Winters further testified he told defendant to get out of the car; that he was under arrest; and that he handcuffed defendant and read him his rights. Winters said Mrs. Parker called him over to her automobile and pointed out a knife lying on the rear floor. They went into the vacant lot and defendant pointed to some bushes along the building as the spot he threw the keys; and that as they were searching, a little boy in the group found the keys and gave them to Mrs. Parker. On cross-examination, Winters said he searched defendant but found no money on him.
Police Officer Charles Imposino, testifying on behalf of the State, substantiated the testimony of Police Office Winters.
Defendant testified he did not rob Denora Parker with a weapon on June 12, 1973. He said that for the last 9 months he was employed by Southwestern Dodge, located in the 7300 block on South Western Avenue, as a porter and maintenance man. On cross-examination, defendant said that he was 22 years old; that on June 12, 1973, he was employed by Ed’s Texaco, 5015 West Touhy Avenue, Lincolnwood. Defendant said that on June 12, 1973, at about 1:20 P.M., he was at the Major Motors pricing a radiator hose for a 1958 Oldsmobile. He said he was dressed in a long-sleeved black shirt, black slacks, and black shoes. Defendant further testified that the police officers stopped him on Carpenter Street, put him in the squad car and took him to a parking lot; that when they got to the parking lot, a lady looked in the car and said: “He got on black shirt and black pants.

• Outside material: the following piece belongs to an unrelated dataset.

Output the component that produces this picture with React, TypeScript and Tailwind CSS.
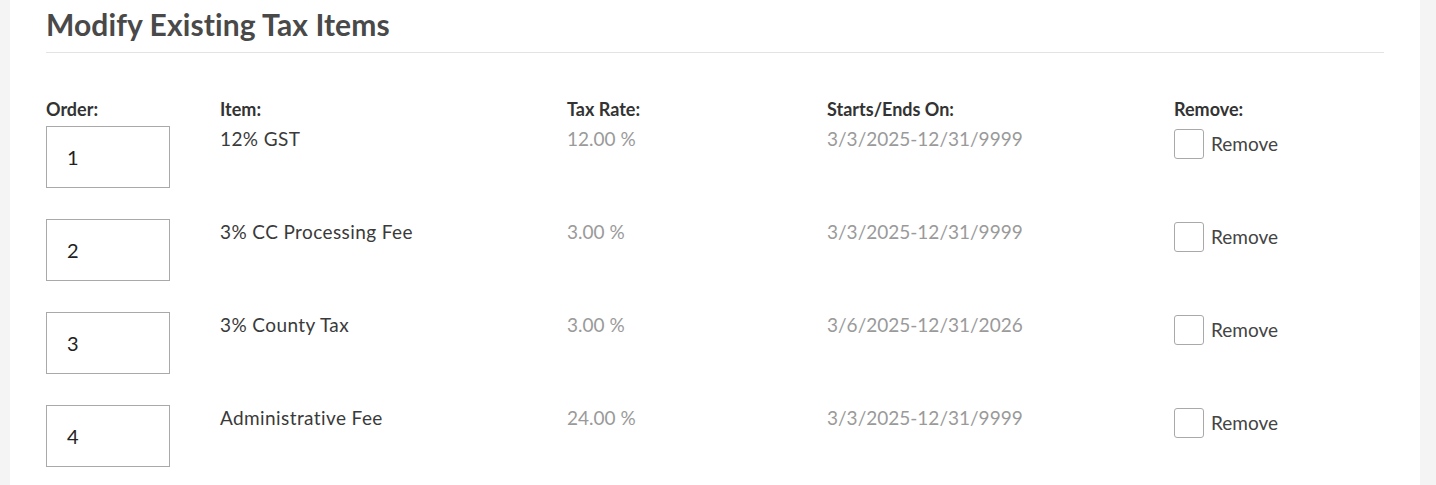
import React from "react";

const rows = [
  { order: "1", item: "12% GST", rate: "12.00 %", dates: "3/3/2025-12/31/9999" },
  { order: "2", item: "3% CC Processing Fee", rate: "3.00 %", dates: "3/3/2025-12/31/9999" },
  { order: "3", item: "3% County Tax", rate: "3.00 %", dates: "3/6/2025-12/31/2026" },
  { order: "4", item: "Administrative Fee", rate: "24.00 %", dates: "3/3/2025-12/31/9999" },
];

const grid = "grid grid-cols-[174px_347px_260px_347px_1fr]";

export default function App() {
  return (
    <div
      className="min-h-[485px] bg-[#f4f4f4] pl-[10px] pr-[16px]"
      style={{ fontFamily: "Lato, 'Open Sans', sans-serif" }}
    >
      <div className="bg-white min-h-[485px] px-[36px]">
        <h1 className="pt-[8px] pb-[12px] text-[30px] leading-[32px] font-bold text-[#494949] tracking-[0.1px] border-b border-[#e3e3e3]">
          Modify Existing Tax Items
        </h1>
        <div className={`${grid} mt-[46px] text-[18px] leading-[20px] font-bold text-[#333]`}>
          <div>Order:</div>
          <div>Item:</div>
          <div>Tax Rate:</div>
          <div>Starts/Ends On:</div>
          <div>Remove:</div>
        </div>
        <div className="mt-[7px]">
          {rows.map((r) => (
            <div key={r.order} className={`${grid} mb-[31px] text-[19px] leading-[24px]`}>
              <div>
                <input
                  defaultValue={r.order}
                  className="w-[124px] h-[62px] border border-[#a9a9a9] pl-[20px] text-[20px] text-[#222] outline-none"
                  style={{ fontFamily: "Lato, 'Open Sans', sans-serif" }}
                />
              </div>
              <div className="pt-[1px] text-[#3a3a3a] tracking-[0.4px]">{r.item}</div>
              <div className="pt-[1px] text-[#9a9a9a]">{r.rate}</div>
              <div className="pt-[1px] text-[#9a9a9a]">{r.dates}</div>
              <div className="pt-[3px]">
                <label className="flex items-center gap-[7px] text-[#444]">
                  <span className="w-[30px] h-[30px] border border-[#a9a9a9] rounded-[3px] bg-white" />
                  Remove
                </label>
              </div>
            </div>
          ))}
        </div>
      </div>
    </div>
  );
}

They look like the one.” Defendant said the police officers took her over to her car and started to talk to her; that then the police officers took him out of the car and told him they were going to make him look for some car keys; that he was scared and said nothing; that the police officers took him to a big lot and told *358him to look for some car keys but defendant told the police he didn’t know anything about any car keys; and that he did not see anybody find any keys.
Defendant testified that he did not order a radiator hose but just priced it. He said that at the time of the arrest his car was parked ón 65th Street near Carpenter. Defendant said he told the police where the car- was parked but they did not pay any attention and did not drive over there. Defendant said he got the car from 65th Street about á month later, after he got out of jail; and that his mother went with him when he got the car.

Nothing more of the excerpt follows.